Open-set test-time adaptation (TTA) updates models on new data in the presence of input shifts and unknown output classes. While recent methods have made progress on improving in-distribution (InD) accuracy for known classes, their ability to accurately detect out-of-distribution (OOD) unknown classes remains underexplored. We benchmark robust and open-set TTA methods (SAR, OSTTA, UniEnt, and SoTTA) on the standard corruption benchmarks of CIFAR-10-C at the small scale and ImageNet-C at the large scale. For CIFAR-10-C, we use OOD data from SVHN and CIFAR-100 in their respective corrupted forms of SVHN-C and CIFAR-100-C. For ImageNet-C, we use OOD data from ImageNet-O and Textures in their respective corrupted forms of ImageNet-O-C and Textures-C. ImageNet-O is nearer to ImageNet, as unknown but related object classes (like ''garlic bread'' vs. ''hot dog'' for food, or ''highway'' vs. ''dam'' for infrastructure), while Textures is farther from ImageNet, as non-object patterns (like ''cracked'' mud, ''porous'' sponge, ''veined'' leaves). We evaluate the accuracy and confidence of TTA methods for InD vs. OOD recognition on CIFAR-10-C and ImageNet-C. We verify the accuracy of each method's own OOD detection technique on CIFAR-10-C. We also evaluate on ImageNet-C and report both accuracy and standard OOD detection metrics.
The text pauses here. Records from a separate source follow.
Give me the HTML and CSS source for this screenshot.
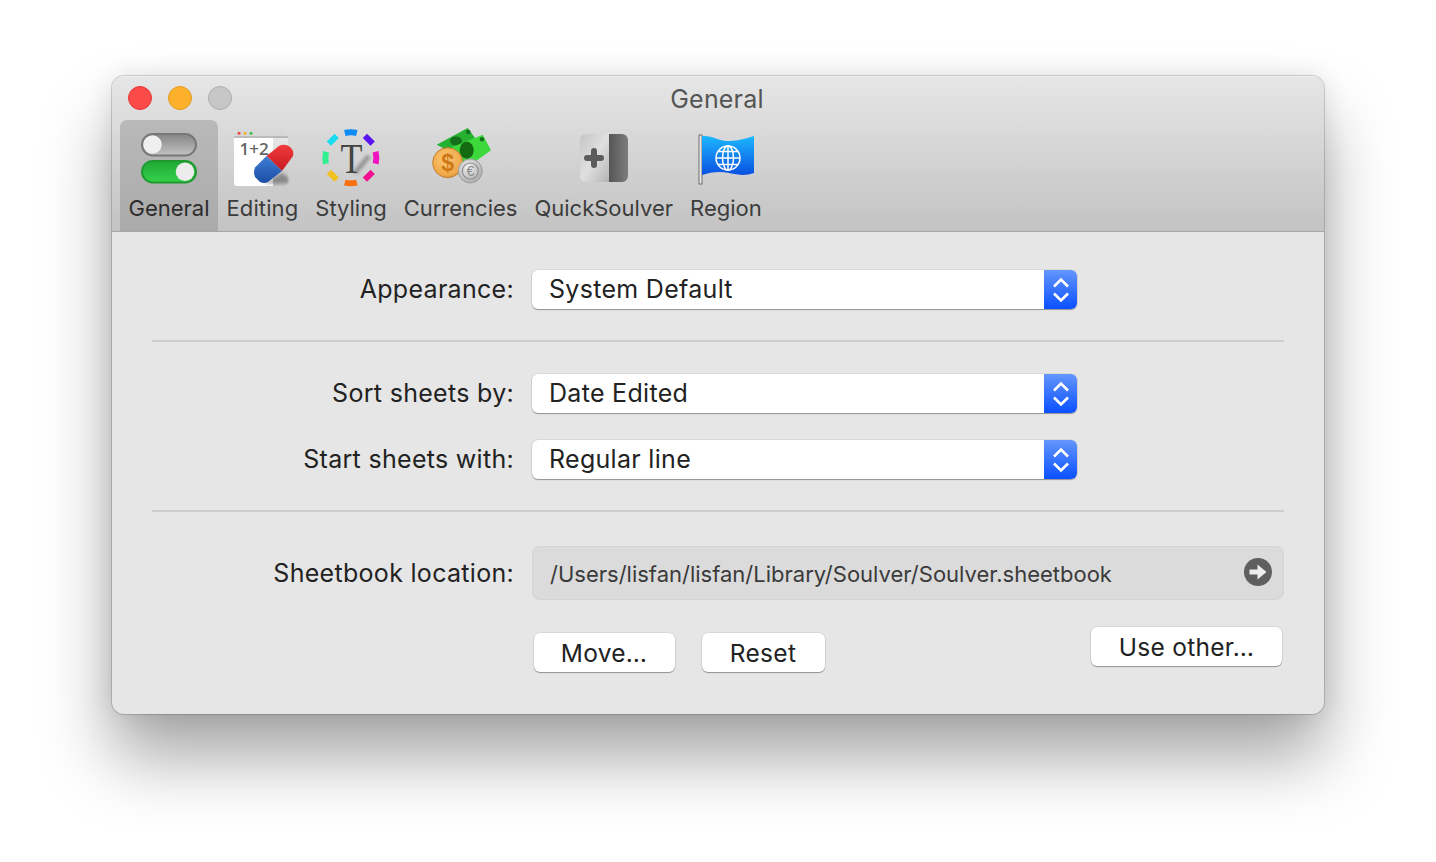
FILE: index.html
```html
<!DOCTYPE html>
<html lang="en">
<head>
    <meta charset="UTF-8">
    <title>General</title>
    <link rel="stylesheet" href="styles.css">
</head>
<body>
    <div class="window">
        <div class="header">
            <div class="titlebar">
                <div class="lights">
                    <span class="light red"></span>
                    <span class="light yellow"></span>
                    <span class="light gray"></span>
                </div>
                <div class="title">General</div>
            </div>
            <div class="toolbar">
                <div class="tab active">
                    <svg class="icon" viewBox="0 0 64 64">
                        <defs>
                            <linearGradient id="offBg" x1="0" y1="0" x2="0" y2="1"><stop offset="0" stop-color="#858585"/><stop offset="1" stop-color="#c2c2c2"/></linearGradient>
                            <linearGradient id="onBg" x1="0" y1="0" x2="0" y2="1"><stop offset="0" stop-color="#1fa833"/><stop offset="1" stop-color="#36d24c"/></linearGradient>
                        </defs>
                        <rect x="5" y="8" width="54" height="21.500" rx="10.750" fill="url(#offBg)" stroke="#777" stroke-width="2"/>
                        <circle cx="15.500" cy="18.500" r="9.300" fill="#f0f0f0"/>
                        <rect x="5" y="35" width="54" height="21.500" rx="10.750" fill="url(#onBg)" stroke="#1f9a30" stroke-width="2"/>
                        <circle cx="48" cy="45.750" r="9.300" fill="#ececec"/>
                    </svg>
                    <span class="tab-label">General</span>
                </div>
                <div class="tab tab-editing">
                    <svg class="icon" viewBox="0 0 64 64">
                        <defs>
                            <linearGradient id="eraserRed" x1="0" y1="0" x2="0" y2="1"><stop offset="0" stop-color="#f23a3a"/><stop offset="1" stop-color="#c41a22"/></linearGradient>
                            <linearGradient id="eraserBlue" x1="0" y1="0" x2="0" y2="1"><stop offset="0" stop-color="#3f7ed4"/><stop offset="1" stop-color="#1c4ea6"/></linearGradient>
                            <linearGradient id="pageSide" x1="0" y1="0" x2="0" y2="1"><stop offset="0" stop-color="#e8e8e8"/><stop offset="1" stop-color="#c0c0c0"/></linearGradient>
                            <filter id="eraserShadow" x="-30%" y="-50%" width="160%" height="200%"><feGaussianBlur stdDeviation="1.500"/></filter>
                        </defs>
                        <rect x="4" y="4" width="54" height="56" rx="3" fill="#fff"/>
                        <path d="M43 11h15v46a3 3 0 0 1-3 3H43z" fill="url(#pageSide)"/>
                        <path d="M4 7a3 3 0 0 1 3-3h48a3 3 0 0 1 3 3v4H4z" fill="#d8d8d8"/>
                        <rect x="4" y="10.500" width="54" height="1.200" fill="#a0a0a0"/>
                        <circle cx="9" cy="7.300" r="1.500" fill="#ee4444"/>
                        <circle cx="15" cy="7.300" r="1.500" fill="#f0b030"/>
                        <circle cx="21" cy="7.300" r="1.500" fill="#38c048"/>
                        <text class="icon-sum" x="9.500" y="28.500">1+2</text>
                        <path d="M34 58l18-11 6 4v6z" fill="#000" opacity=".3" filter="url(#eraserShadow)"/>
                        <path d="M36.500 30L49 20c3-1.800 8-1.500 11 1 3 2.500 4 6 3 9L52 45z" fill="url(#eraserRed)"/>
                        <path d="M36.500 30L52 45 38 56c-2.500 1.500-5.500 1.200-8 0l-4.500-4.500c-2-3-1.700-7-.5-10z" fill="url(#eraserBlue)"/>
                    </svg>
                    <span class="tab-label">Editing</span>
                </div>
                <div class="tab">
                    <svg class="icon" viewBox="0 0 64 64">
                        <defs>
                            <filter id="softShadow" x="-50%" y="-50%" width="200%" height="200%"><feGaussianBlur stdDeviation="1.800"/></filter>
                        </defs>
                        <g fill="none" stroke-width="6">
                            <path d="M25.800 7a25.500 25.500 0 0 1 12 0" stroke="#0c8cf4"/>
                            <path d="M45.900 9.900l7.800 7.800" stroke="#5a14f0"/>
                            <path d="M56.600 25.800a25.500 25.500 0 0 1 0 12" stroke="#f014c0"/>
                            <path d="M53.700 45.900l-7.800 7.800" stroke="#f01090"/>
                            <path d="M37.800 56.600a25.500 25.500 0 0 1-12 0" stroke="#f87010"/>
                            <path d="M17.700 53.700l-7.800-7.800" stroke="#f0c020"/>
                            <path d="M7 37.800a25.500 25.500 0 0 1 0-12" stroke="#30f090"/>
                            <path d="M9.900 17.700l7.800-7.800" stroke="#18dcf0"/>
                        </g>
                        <path d="M36 47l14-17" stroke="#000" stroke-width="5" opacity=".28" filter="url(#softShadow)"/>
                        <text class="icon-t" x="32.500" y="46.500" textLength="22" lengthAdjust="spacingAndGlyphs">T</text>
                    </svg>
                    <span class="tab-label">Styling</span>
                </div>
                <div class="tab">
                    <svg class="icon" viewBox="0 0 64 64">
                        <defs>
                            <radialGradient id="gold" cx=".45" cy=".4" r=".65"><stop offset="0" stop-color="#fcc878"/><stop offset=".8" stop-color="#f0a848"/><stop offset="1" stop-color="#c98432"/></radialGradient>
                            <radialGradient id="silver" cx=".4" cy=".35" r=".7"><stop offset="0" stop-color="#f0f0f0"/><stop offset="1" stop-color="#a8a8a8"/></radialGradient>
                        </defs>
                        <path d="M7.700 18.700L38.700 2 46 12 22 26z" fill="#26b030"/>
                        <circle cx="39.300" cy="6" r="2.300" fill="#14701c"/>
                        <ellipse cx="27" cy="15" rx="6" ry="4.500" fill="#14701c"/>
                        <path d="M21 22L53.700 8.700 62 24.300 38.700 41z" fill="#3cd83c"/>
                        <ellipse cx="37.700" cy="24.300" rx="7" ry="8.500" fill="#146a10"/>
                        <circle cx="53" cy="13.300" r="2.200" fill="#14701c"/>
                        <circle cx="18.700" cy="36.700" r="15" fill="url(#gold)" stroke="#c08030"/>
                        <text class="icon-dollar" x="18.700" y="44.500">$</text>
                        <circle cx="41.300" cy="45" r="12" fill="url(#silver)" stroke="#a0a0a0"/>
                        <circle cx="41.300" cy="45" r="8" fill="none" stroke="#8e8e8e" stroke-width="1.200"/>
                        <text class="icon-euro" x="41.300" y="50">€</text>
                    </svg>
                    <span class="tab-label">Currencies</span>
                </div>
                <div class="tab">
                    <svg class="icon" viewBox="0 0 64 64">
                        <defs>
                            <linearGradient id="qsLeft" x1="0" y1="0" x2="1" y2="1"><stop offset="0" stop-color="#c4c4c4"/><stop offset=".5" stop-color="#e0e0e0"/><stop offset="1" stop-color="#b4b4b4"/></linearGradient>
                            <linearGradient id="qsRight" x1="0" y1="0" x2="1" y2="0"><stop offset="0" stop-color="#565656"/><stop offset="1" stop-color="#7c7c7c"/></linearGradient>
                        </defs>
                        <path d="M37 8h13a6 6 0 0 1 6 6v36a6 6 0 0 1-6 6H37z" fill="url(#qsRight)"/>
                        <path d="M37 8H14a6 6 0 0 0-6 6v36a6 6 0 0 0 6 6h23z" fill="url(#qsLeft)"/>
                        <path d="M15 32h14M22 25v14" fill="none" stroke="#5c5c5c" stroke-width="6" stroke-linecap="round"/>
                    </svg>
                    <span class="tab-label">QuickSoulver</span>
                </div>
                <div class="tab">
                    <svg class="icon" viewBox="0 0 64 64">
                        <defs>
                            <linearGradient id="flag" x1="0" y1="0" x2="0" y2="1"><stop offset="0" stop-color="#1cb8ff"/><stop offset="1" stop-color="#0a50e0"/></linearGradient>
                        </defs>
                        <rect x="5" y="9" width="3" height="49" fill="#e8e8e8" stroke="#555" stroke-width=".8"/>
                        <path d="M8 10c10-1 16 5 27 5 9 0 18-3 25-5v37c-8 3-16 2-25 0-9-2-18-1-27 2z" fill="url(#flag)"/>
                        <g fill="none" stroke="#fff" stroke-width="1.500">
                            <circle cx="34" cy="32" r="12"/>
                            <ellipse cx="34" cy="32" rx="5.500" ry="12"/>
                            <path d="M34 20v24M22 32h24M24 25.500h20M24 38.500h20"/>
                        </g>
                    </svg>
                    <span class="tab-label">Region</span>
                </div>
            </div>
        </div>
        <div class="content">
            <div class="row">
                <label class="field-label">Appearance:</label>
                <div class="select">
                    <span class="select-value">System Default</span>
                    <span class="stepper"><svg viewBox="0 0 16 26"><path d="M1 9.500l7-7 7 7M1 16.500l7 7 7-7"/></svg></span>
                </div>
            </div>
            <hr class="divider">
            <div class="row">
                <label class="field-label">Sort sheets by:</label>
                <div class="select">
                    <span class="select-value">Date Edited</span>
                    <span class="stepper"><svg viewBox="0 0 16 26"><path d="M1 9.500l7-7 7 7M1 16.500l7 7 7-7"/></svg></span>
                </div>
            </div>
            <div class="row row-next">
                <label class="field-label">Start sheets with:</label>
                <div class="select">
                    <span class="select-value">Regular line</span>
                    <span class="stepper"><svg viewBox="0 0 16 26"><path d="M1 9.500l7-7 7 7M1 16.500l7 7 7-7"/></svg></span>
                </div>
            </div>
            <hr class="divider">
            <div class="row path-row">
                <label class="field-label">Sheetbook location:</label>
                <div class="path-box">
                    <span class="path-text">/Users/lisfan/lisfan/Library/Soulver/Soulver.sheetbook</span>
                    <svg class="path-arrow" viewBox="0 0 28 28"><circle cx="14" cy="14" r="14" fill="#5f5f5f"/><path d="M5.500 11.500h8V6.500l9 7.500-9 7.500v-5h-8z" fill="#eee"/></svg>
                </div>
            </div>
            <div class="actions">
                <button class="btn btn-move">Move…</button>
                <button class="btn btn-reset">Reset</button>
                <button class="btn btn-other">Use other…</button>
            </div>
        </div>
    </div>
</body>
</html>
```

FILE: styles.css
```css
html, body {
    margin: 0;
    padding: 0;
    background-color: #fff;
}
body {
    font-family: Inter, "Liberation Sans", sans-serif;
    color: #222;
    padding: 76px 0 0 112px;
    height: 786px;
    overflow: hidden;
}
.window {
    width: 1212px;
    height: 638px;
    border-radius: 12px;
    background-color: #e6e6e6;
    box-shadow: 0 0 0 1px rgba(0,0,0,0.16), 0 44px 68px rgba(0,0,0,0.35), 0 0 26px rgba(0,0,0,0.1);
    overflow: hidden;
}
.header {
    height: 155px;
    background: linear-gradient(#e6e6e6, #c3c3c3);
    border-bottom: 1px solid #a6a6a6;
    box-shadow: inset 0 1px 0 #f2f2f2;
}
.titlebar {
    position: relative;
    height: 44px;
}
.lights {
    position: absolute;
    left: 16px;
    top: 10px;
    display: flex;
    gap: 16px;
}
.light {
    width: 24px;
    height: 24px;
    border-radius: 50%;
    box-sizing: border-box;
}
.red { background-color: #fc4a49; border: 1px solid #e0393a; }
.yellow { background-color: #fdb12a; border: 1px solid #e09a20; }
.gray { background-color: #c6c6c6; border: 1px solid #aeaeae; }
.title {
    text-align: center;
    font-size: 25px;
    line-height: 46px;
    color: #555;
    letter-spacing: 0.2px;
    padding-right: 2px;
}
.toolbar {
    display: flex;
    padding-left: 8px;
    height: 111px;
}
.tab {
    display: flex;
    flex-direction: column;
    align-items: center;
    padding: 6px 8.5px 0;
    border-radius: 7px 7px 0 0;
}
.tab.active {
    background: linear-gradient(#b9b9b9, #abaaab);
}
.icon {
    width: 64px;
    height: 64px;
    flex-shrink: 0;
}
.tab-label {
    font-size: 22px;
    line-height: 26px;
    margin-top: 5px;
    color: #3c3c3c;
    white-space: nowrap;
}
.tab.active .tab-label {
    color: #2c2c2c;
}
.tab-editing .tab-label {
    letter-spacing: 0.1px;
}
.icon-sum {
    font-size: 17px;
    font-weight: 600;
    fill: #666;
    font-family: "Open Sans", sans-serif;
}
.icon-t {
    font-family: "Liberation Serif", serif;
    font-size: 42px;
    text-anchor: middle;
    fill: #444;
}
.icon-dollar {
    font-family: "Liberation Sans", sans-serif;
    font-weight: 700;
    font-size: 23px;
    text-anchor: middle;
    fill: #d07818;
}
.icon-euro {
    font-family: "Liberation Sans", sans-serif;
    font-size: 14px;
    text-anchor: middle;
    fill: #8a8a8a;
}
.content {
    padding: 37px 40px 0;
}
.row {
    display: flex;
    align-items: center;
}
.row-next {
    margin-top: 26px;
}
.path-row {
    margin-top: 34px;
}
.field-label {
    width: 362px;
    flex-shrink: 0;
    text-align: right;
    font-size: 25px;
    letter-spacing: 0.3px;
    color: #222;
    white-space: nowrap;
}
.select {
    margin: 1px 0 0 18px;
    width: 545px;
    height: 39px;
    box-sizing: border-box;
    display: flex;
    justify-content: space-between;
    background-color: #fff;
    border-radius: 6px;
    box-shadow: 0 0 0 0.5px rgba(0,0,0,0.12), 0 1px 1px rgba(0,0,0,0.32);
}
.select-value {
    font-size: 25px;
    letter-spacing: 0.3px;
    line-height: 38px;
    padding-left: 17px;
    color: #222;
}
.stepper {
    width: 33px;
    display: flex;
    align-items: center;
    justify-content: center;
    background: linear-gradient(#6496fc, #0a50ff);
    border-radius: 0 6px 6px 0;
}
.stepper svg {
    width: 16px;
    height: 26px;
    fill: none;
    stroke: #fff;
    stroke-width: 2.600;
}
.divider {
    border: 0;
    height: 2px;
    background-color: #cdcdcd;
    margin: 31px 0;
}
.divider + .path-row {
    margin-top: 34px;
}
.path-box {
    margin-left: 18px;
    width: 752px;
    height: 54px;
    box-sizing: border-box;
    display: flex;
    align-items: center;
    justify-content: space-between;
    padding: 0 11px 0 17px;
    background-color: #dbdbdb;
    border: 1px solid #d4d4d4;
    border-radius: 8px;
}
.path-text {
    font-size: 22px;
    color: #3a3a3a;
    white-space: nowrap;
    margin-top: 2px;
}
.path-arrow {
    width: 28px;
    height: 28px;
    margin-bottom: 2px;
}
.actions {
    display: flex;
    align-items: flex-start;
    padding: 27px 2px 0 381.500px;
}
.btn {
    height: 39px;
    padding: 0;
    font-family: inherit;
    font-size: 24.500px;
    letter-spacing: 0.3px;
    color: #222;
    background-color: #fff;
    border: 0;
    border-radius: 6px;
    box-shadow: 0 0 0 0.5px rgba(0,0,0,0.12), 0 1px 1px rgba(0,0,0,0.32);
}
.btn-move {
    width: 141px;
    margin-top: 6px;
}
.btn-reset {
    width: 123px;
    margin: 6px 0 0 27px;
}
.btn-other {
    width: 191px;
    margin-left: auto;
}
```
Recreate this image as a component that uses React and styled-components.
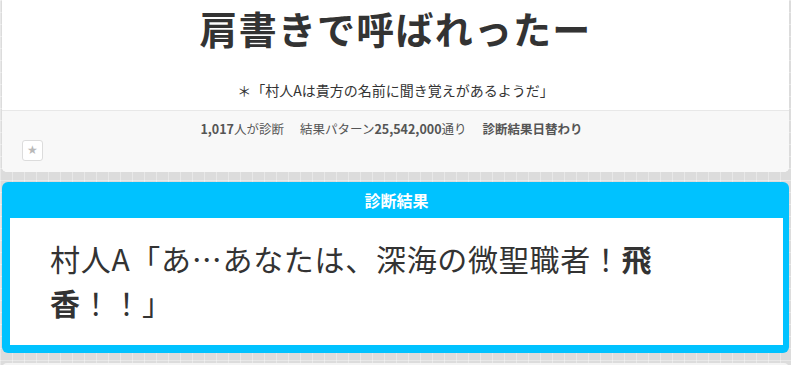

We further examine more realistic settings, in which the proportions and rates of OOD data can vary. To explore the trade-off between InD recognition and OOD rejection, we propose a new baseline that replaces softmax/multi-class output with sigmoid/multi-label output. Our analysis shows for the first time that current open-set TTA methods struggle to balance InD and OOD accuracy and that they only imperfectly filter OOD data for their own adaptation updates.